Religious Interest Among Young Facebook Users is Big. But Why?

Stephen Wolfram yesterday published Data Science of the Facebook World, an analysis of data from people who have allowed his website, Wolfram Alpha, access to their Facebook lives. Two charts touch on religion, and we’re not totally sure what to make of them.

The first chart is a word cloud of Facebook posts categorized as “quotes + life philosophy:”

If you can’t quite read the words, here they are:

therefore mistakes seek lemons nor
peace trust don’t freedom ourselves hearts grace
christ truth shall fear teeth strength beauty glory
life believe faith jesus it’s lies
quote wisdom joy
happiness knowledge lord others lives
god’s deny forgive religion precious greater humanity
prayer belief purpose courage darkness bible sin

Nearly all of them (except “lemons”) reflect words that Christians use when talking about their faith or when sharing quotes from the Bible. We’ll therefore use the “quotes + life philosophy” category as a proxy for religious interest–it’s not perfect, but it’s what we have.

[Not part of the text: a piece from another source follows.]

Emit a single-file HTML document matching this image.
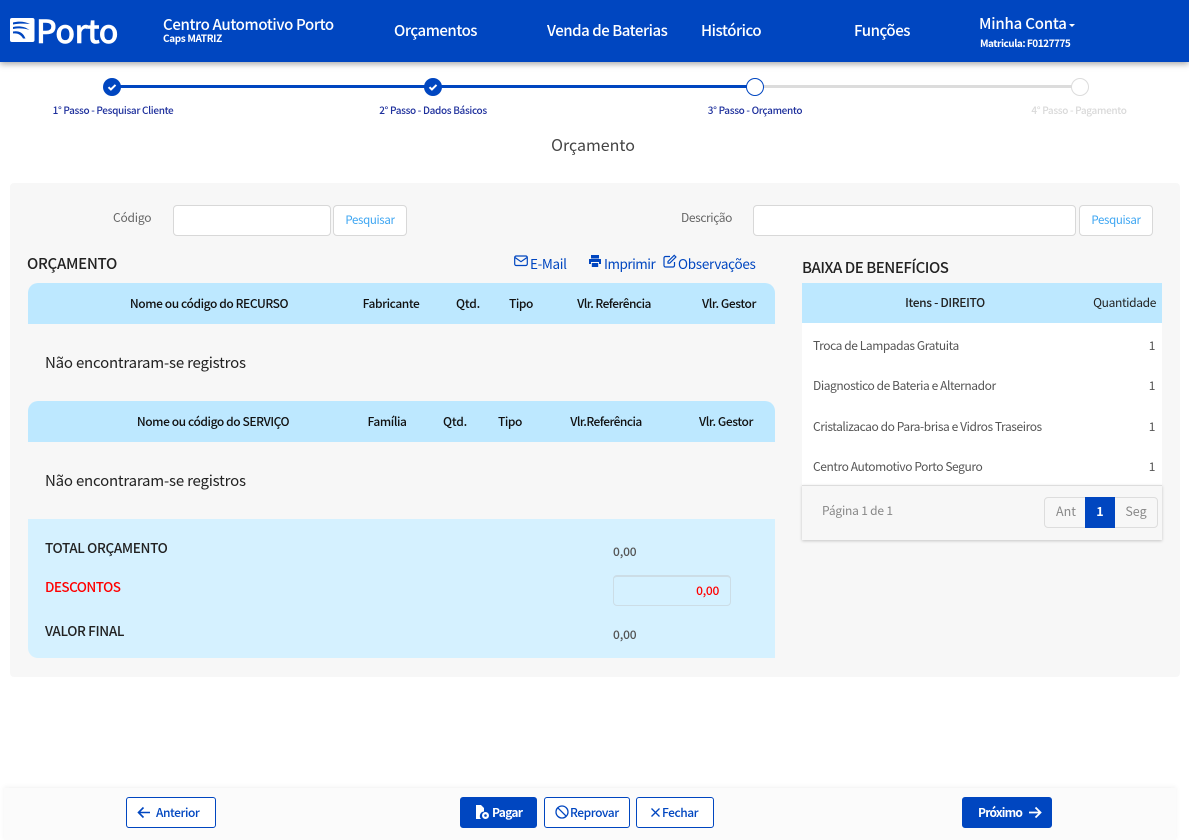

Now let’s look at how the number of posts related to “quotes + life philosophy” (i.e., religious interest) change based on age:


Pink represents women; blue represents men. The x-axis is the age of the person posting. The y-axis indicates the popularity of posts by people of that age.

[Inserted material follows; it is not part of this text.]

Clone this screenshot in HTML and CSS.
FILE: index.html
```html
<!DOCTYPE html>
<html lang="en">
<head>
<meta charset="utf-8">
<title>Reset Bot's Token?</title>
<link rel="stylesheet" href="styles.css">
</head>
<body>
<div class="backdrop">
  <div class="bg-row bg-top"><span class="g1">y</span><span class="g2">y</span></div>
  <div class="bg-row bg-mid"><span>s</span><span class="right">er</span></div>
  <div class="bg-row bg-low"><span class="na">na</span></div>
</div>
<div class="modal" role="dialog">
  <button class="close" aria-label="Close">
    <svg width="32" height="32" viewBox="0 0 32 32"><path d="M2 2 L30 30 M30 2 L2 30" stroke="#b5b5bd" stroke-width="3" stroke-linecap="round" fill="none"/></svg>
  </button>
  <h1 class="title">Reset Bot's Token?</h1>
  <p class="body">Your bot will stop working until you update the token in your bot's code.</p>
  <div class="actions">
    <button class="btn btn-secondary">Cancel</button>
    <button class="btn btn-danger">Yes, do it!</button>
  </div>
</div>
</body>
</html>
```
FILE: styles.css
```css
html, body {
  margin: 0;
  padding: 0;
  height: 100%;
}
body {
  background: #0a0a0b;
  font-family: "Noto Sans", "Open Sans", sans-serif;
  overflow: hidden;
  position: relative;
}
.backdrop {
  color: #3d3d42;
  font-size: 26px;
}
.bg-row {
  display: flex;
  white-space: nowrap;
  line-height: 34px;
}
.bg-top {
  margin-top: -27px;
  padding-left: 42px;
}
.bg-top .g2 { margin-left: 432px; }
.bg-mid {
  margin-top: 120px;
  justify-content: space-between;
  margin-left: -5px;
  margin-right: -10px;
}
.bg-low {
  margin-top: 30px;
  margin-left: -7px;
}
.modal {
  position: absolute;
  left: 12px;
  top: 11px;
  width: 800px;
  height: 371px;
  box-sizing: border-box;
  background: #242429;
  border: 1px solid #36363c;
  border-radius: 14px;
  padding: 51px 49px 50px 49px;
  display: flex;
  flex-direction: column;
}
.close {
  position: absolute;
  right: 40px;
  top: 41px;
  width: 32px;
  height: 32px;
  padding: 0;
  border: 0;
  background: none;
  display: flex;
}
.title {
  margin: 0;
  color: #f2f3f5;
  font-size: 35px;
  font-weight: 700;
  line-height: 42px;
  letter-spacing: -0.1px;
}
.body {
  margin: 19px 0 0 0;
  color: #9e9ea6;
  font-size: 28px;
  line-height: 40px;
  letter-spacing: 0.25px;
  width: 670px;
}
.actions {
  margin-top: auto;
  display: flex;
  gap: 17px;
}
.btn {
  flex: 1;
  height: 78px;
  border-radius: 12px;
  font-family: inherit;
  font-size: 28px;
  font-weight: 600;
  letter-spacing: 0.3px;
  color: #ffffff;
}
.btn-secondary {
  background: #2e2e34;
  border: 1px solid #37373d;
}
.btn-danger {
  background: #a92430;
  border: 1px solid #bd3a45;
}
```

Notice the big peak around age 18 among women, a peak they don’t surpass again until age 44. By comparison, men’s religious interest remains remarkably stable from ages 18 to 40 before growing again afterward.

The interest in religion among young women is particularly striking given the recent Pew study showing 18-29-year-olds as the least-religious age group in the U.S. However, the Facebook data actually supports the Pew research–interest in religion peaks at age 18 and then drops substantially throughout women’s 20s before recovering somewhat in their 30s and 40s. Grouping everyone into the “18-29” demographic potentially obscures religious interest among the younger members of the group.

The question this data doesn’t answer, though, is whether religious interest among women naturally drops off after age 18 or whether the current cohort of 18-year-old women represents a resurgent interest in religion that will carry over into the remainder of their lives. If Wolfram is able to follow these same women over the next few years, we’ll have our answer.

(A caveat: we’re making some pretty big inferences from two tiny charts–if “quotes + life philosophy” doesn’t actually reflect religious interest, then our conclusions are unwarranted. And even if the category does reflect religious interest, that doesn’t necessarily translate into a positive interest in religion.)